Citicorp, JP Morgan, Chase Manhattan, Banc One Corp and Wells Fargo are among the companies scheduled to report earnings on Tuesday, which is the first trading day of the week. The New York Stock Exchange is closed on Monday for Martin Luther King Day.

Rising overseas markets on Friday, after a week that began with an 8.7 per cent plunge in Hong Kong's benchmark stock index, eased concern that Asia's economic slowdown will lessen demand for stocks.

Companies, however, are warning investors to scale back their profit expectations because of Asia. Already, early in the earnings season, there have been 473 pre-announcements by companies saying their results wouldn't come in as expected. Of those, 251 warned of shortfalls, and there is still a month left in which companies might tell investors that bad news is ahead.

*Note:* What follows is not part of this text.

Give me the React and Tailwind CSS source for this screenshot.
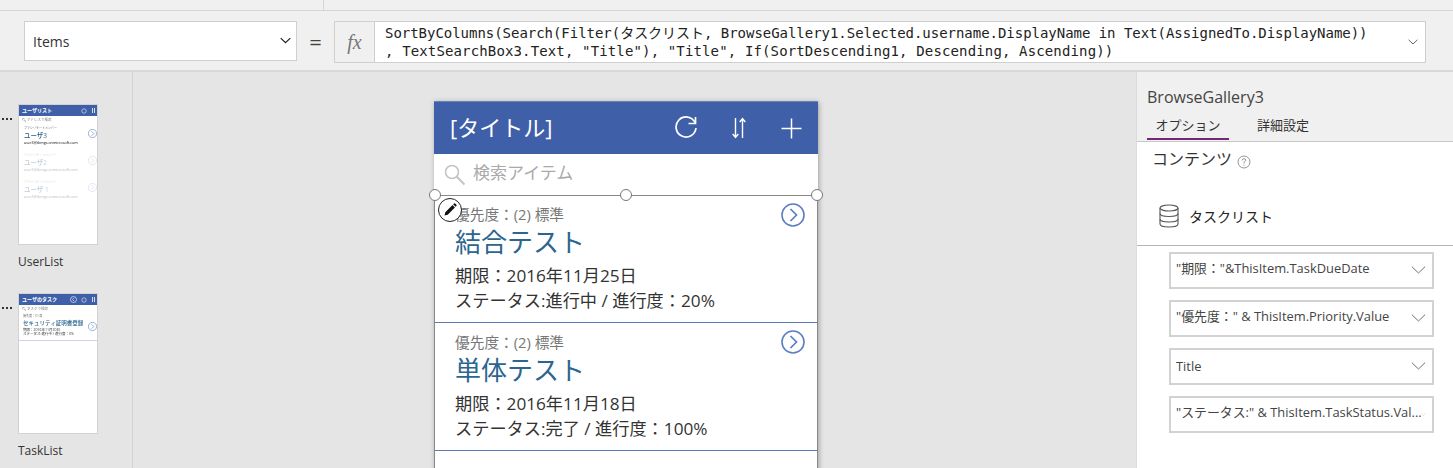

The Dow Jones Industrial Average rose 2.3 per cent last week, recovering from the previous week's 4.8 per cent drop.

In the bond market, some of the biggest money managers say US Treasuries maturing in five to 10 years are the best bet until there is concrete evidence that Asia's financial crisis is slowing the US economy. Treasury bonds have surged since October, pushing the yield on the benchmark 30- year bond to a record low of 5.66 per cent last Monday, as investors moved to government securities as a safe haven. Now investors are saying that it's time to step back to see where you get the most reward with the least risk, and many favour Treasuries maturing in five to 10 years rather than the 30-year bond. That's because they can get almost the same yield - without as much risk of losses if rates rise.

On Friday the Federal Reserve said output at factories, mines and utilities rose 0.5 per cent last month, while the plant-use rate rose slightly to 83.4 per cent, the highest since September 1995. "The US economy, at least in the fourth quarter, was still humming along at a pretty good rate, said Hugh Whelan, bond manager at Aeltus Investment Management.